L’essere impianti a vapore limita il nucleare ed il geotermico alle stesse logiche di impiego degli impianti a vapore tradizionali.
Gli impianti a turbina a gas esistono in diverse taglie di potenza e sono essenzialmente analoghi alle turbine aeronautiche, dalle quali possono derivare, ed in tal caso si parla di TG Aeroderivate, altrimenti TG Heavy Duty, ed in funzione della loro taglia risultano più o meno regolabili in tempi rapidi.
Essenzialmente sono composte da un compressore ed una turbina collegati tra loro meccanicamente, come visibile in figura, l’aria compressa viene inviata al combustore dove si miscela con il combustibile, ed i gas combusti così prodotti espandono in turbina cedendo la loro energia.
La differenza sostanziale rispetto alle turbine a vapore risiede nel fatto che in quelle a gas il fluido operativo è il prodotto stesso della combustione, e pertanto deve essere privo di particelle solide e corrosive che potrebbero danneggiare irrimediabilmente le palettature; per questo motivo (salvo particolari soluzioni) non è possibile utilizzare combustibili solidi ma esclusivamente liquidi (olii combustibili a basso tenore di zolfo) o gassosi (gas naturale o di sintesi).

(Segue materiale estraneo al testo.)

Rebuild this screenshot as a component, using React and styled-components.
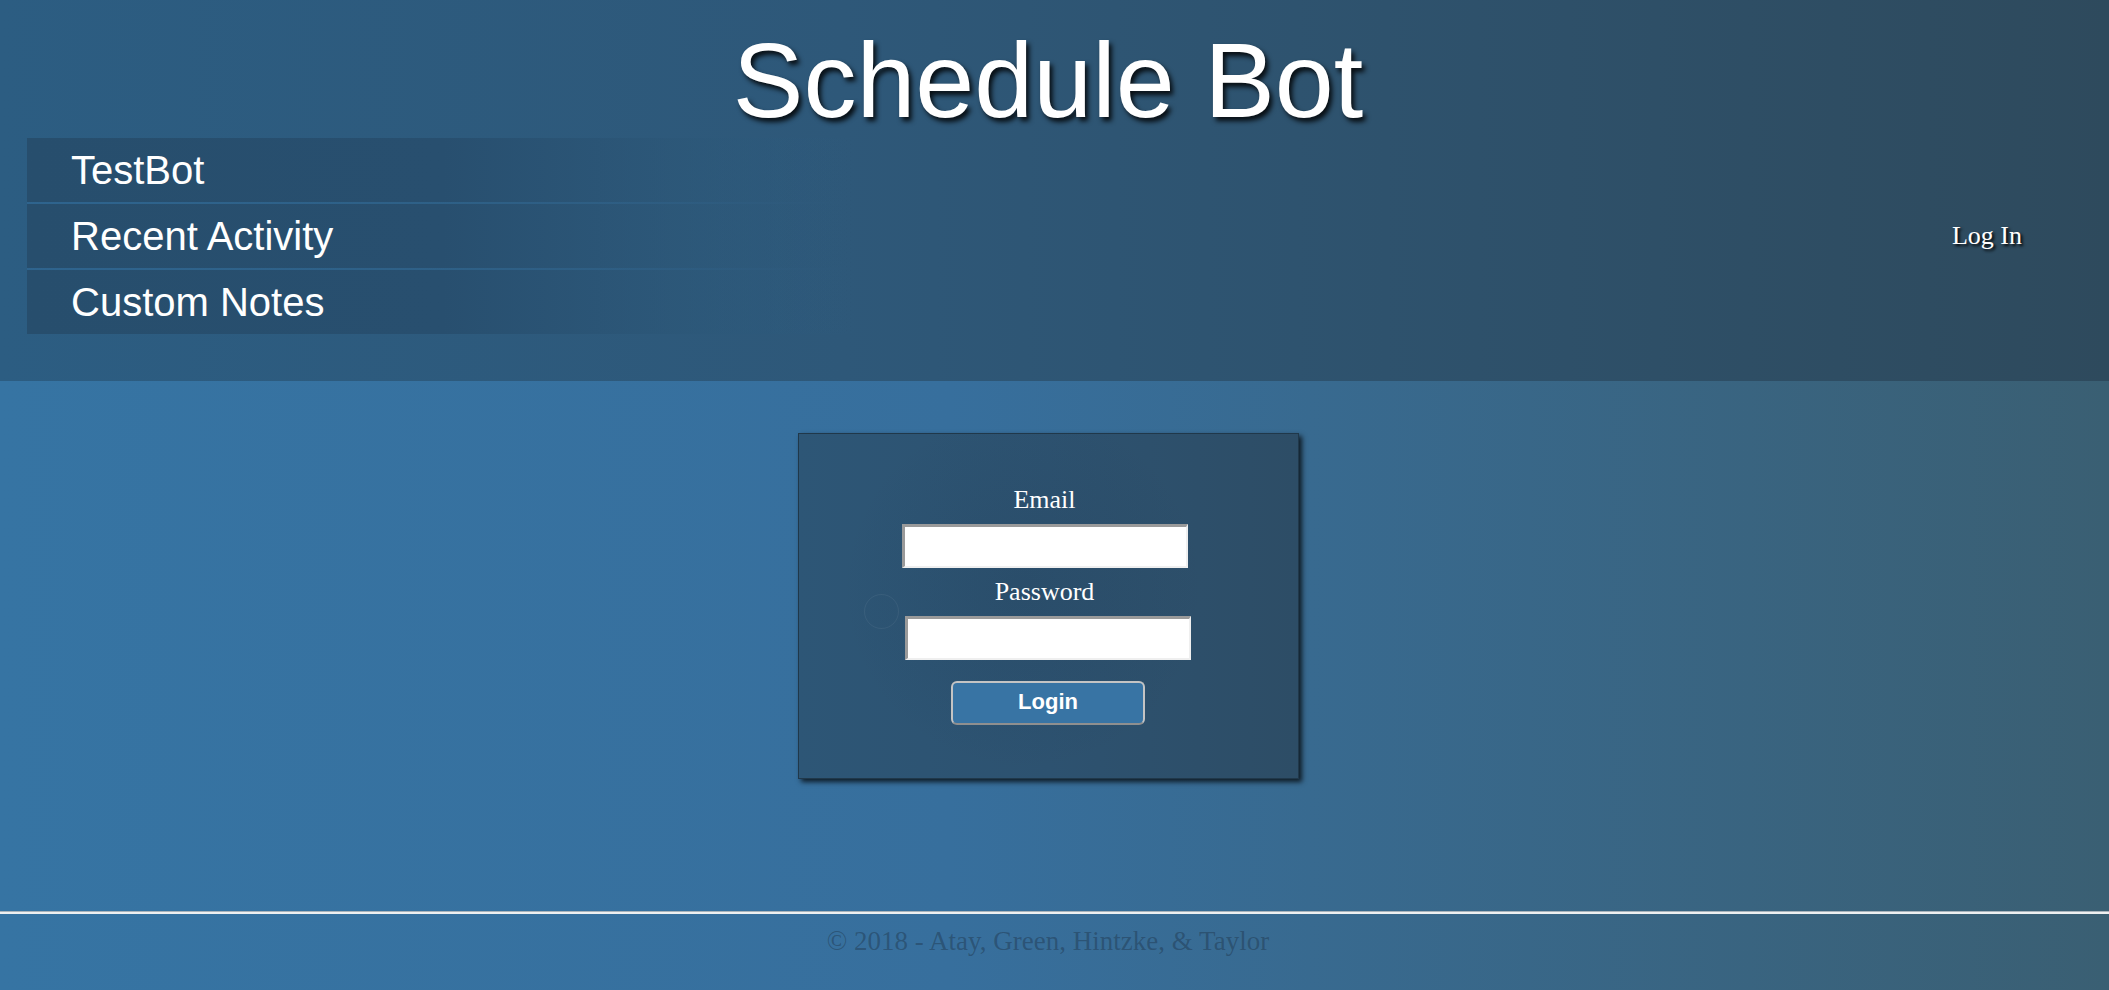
import React from 'react';
import styled, { createGlobalStyle } from "styled-components";

const GlobalStyle = createGlobalStyle`
    html, body {
        margin: 0;
        padding: 0;
    }
    body {
        font-family: "Liberation Serif", "Times New Roman", serif;
        background: linear-gradient(to right, #3674a3 0%, #37709c 40%, #395f73 100%);
        min-height: 990px;
    }
`;

const Page = styled.div`
    min-height: 990px;
    display: flex;
    flex-direction: column;
    background: linear-gradient(to right, #3674a3 0%, #376f9d 45%, #3a5f73 100%);
`;

const Header = styled.header`
    height: 381px;
    box-sizing: border-box;
    padding: 28px 0 0;
    background: linear-gradient(to right, #2c5d82 0%, #2e5879 40%, #2e4a5d 100%);
`;

const Title = styled.h1`
    margin: 0;
    padding-right: 13px;
    text-align: center;
    font-family: "Liberation Sans", Arial, sans-serif;
    font-weight: normal;
    font-size: 106px;
    line-height: 105px;
    color: #fff;
    text-shadow: 3px 4px 5px rgba(0, 0, 0, 0.85);
`;

const NavRow = styled.div`
    margin-top: 5px;
    display: flex;
    align-items: center;
    justify-content: space-between;
    padding: 0 87px 0 27px;
`;

const NavList = styled.nav`
    width: 830px;
    display: flex;
    flex-direction: column;
    gap: 2px;
    background: linear-gradient(to right, rgba(48, 105, 150, 0.6), rgba(48, 105, 150, 0.3) 70%, rgba(48, 105, 150, 0));
`;

const NavItem = styled.a`
    display: block;
    height: 64px;
    padding-left: 44px;
    font-family: "Liberation Sans", Arial, sans-serif;
    font-size: 40px;
    line-height: 64px;
    color: #fff;
    text-decoration: none;
    background: linear-gradient(to right, #274e6d 0%, #284f6f 50%, rgba(44, 86, 118, 0.7) 80%, rgba(44, 86, 118, 0) 100%);
`;

const LogIn = styled.a`
    font-size: 26px;
    color: #fff;
    text-decoration: none;
    text-shadow: 2px 2px 3px #000;
`;

const Main = styled.main`
    flex: 1;
    display: flex;
    justify-content: center;
    align-items: flex-start;
    padding: 52px 13px 0 0;
`;

const LoginBox = styled.form`
    position: relative;
    width: 501px;
    height: 346px;
    box-sizing: border-box;
    padding-top: 51px;
    display: flex;
    flex-direction: column;
    align-items: center;
    border: 1px solid #20384a;
    background:
        radial-gradient(circle at 45% 45%, rgba(20, 40, 60, 0.12) 0, rgba(20, 40, 60, 0) 55%),
        linear-gradient(to right, #2d5676 0%, #2d5270 50%, #2d4d66 100%);
    box-shadow: 3px 3px 5px rgba(0, 0, 0, 0.75);

    // the faint ring on the left of the form
    &::before {
        content: "";
        position: absolute;
        left: 65px;
        top: 160px;
        width: 33px;
        height: 33px;
        border-radius: 50%;
        border: 1px solid rgba(255, 255, 255, 0.06);
    }
`;

const Label = styled.label`
    display: block;
    font-size: 26px;
    line-height: 30px;
    color: #fff;
    margin-right: ${props => props.shift || 0}px;
`;

const Field = styled.input`
    box-sizing: border-box;
    width: 286px;
    height: 44px;
    margin: 9px 0;
    margin-right: ${props => props.shift || 0}px;
    background: #fff;
    border-style: solid;
    border-width: 3px 2px 2px 3px;
    border-color: #9a9a9a #efefef #efefef #9a9a9a;
    outline: none;
`;

const Button = styled.button`
    margin-top: 12px;
    width: 194px;
    height: 44px;
    border: 2px solid #c4c4c4;
    border-bottom-color: #8f8f8f;
    border-radius: 6px;
    background: #3874a4;
    color: #fff;
    font-family: "Liberation Sans", Arial, sans-serif;
    font-weight: bold;
    font-size: 22px;
    line-height: 1;
    padding: 0 0 3px;
    cursor: pointer;
`;

const Footer = styled.footer`
    height: 79px;
`;

const Rule = styled.div`
    height: 1px;
    background: #a9b4bc;
    border-bottom: 2px solid #eef0f1;
`;

const Copy = styled.p`
    margin: 12px 0 0;
    padding-right: 13px;
    text-align: center;
    font-size: 27px;
    line-height: 30px;
    color: rgba(28, 48, 68, 0.42);
`;

const App = () => (
    <Page>
        <GlobalStyle />
        <Header>
            <Title>Schedule Bot</Title>
            <NavRow>
                <NavList>
                    <NavItem href="#">TestBot</NavItem>
                    <NavItem href="#">Recent Activity</NavItem>
                    <NavItem href="#">Custom Notes</NavItem>
                </NavList>
                <LogIn href="#">Log In</LogIn>
            </NavRow>
        </Header>
        <Main>
            <LoginBox onSubmit={e => e.preventDefault()}>
                <Label shift={7}>Email</Label>
                <Field type="email" shift={7} />
                <Label shift={7}>Password</Label>
                <Field type="password" />
                <Button type="submit">Login</Button>
            </LoginBox>
        </Main>
        <Footer>
            <Rule />
            <Copy>© 2018 - Atay, Green, Hintzke, &amp; Taylor</Copy>
        </Footer>
    </Page>
);

export default App;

I gas di scarico espansi possiedono ancora una notevole quantità di calore, che può essere perduta allo scarico (Ciclo Semplice) oppure recuperata installando un impianto a vapore che recuperi il calore residuo (Ciclo Combinato o Cogenerativo) per produrre altra energia elettrica mediante una turbina a vapore, oppure direttamente vapore o acqua calda per usi tecnologici o di teleriscaldamento.
Tali impianti risentono in maniera più sensibile rispetto agli impianti a vapore delle variazioni del rendimento in condizioni di off design, ma sono d’altra parte capaci di regolare rapidamente (soprattutto per impianti medio piccoli) la loro potenza, e di seguire con maggiore facilità le richieste dei picchi di utilizzo.
I rendimenti tipici di impianti turbogas a ciclo semplice sono dell’ordine del 30-35%, mentre gli impianti cogenerativi e combinati arrivano a rendimenti nell’ordine del 60-65% (i più moderni).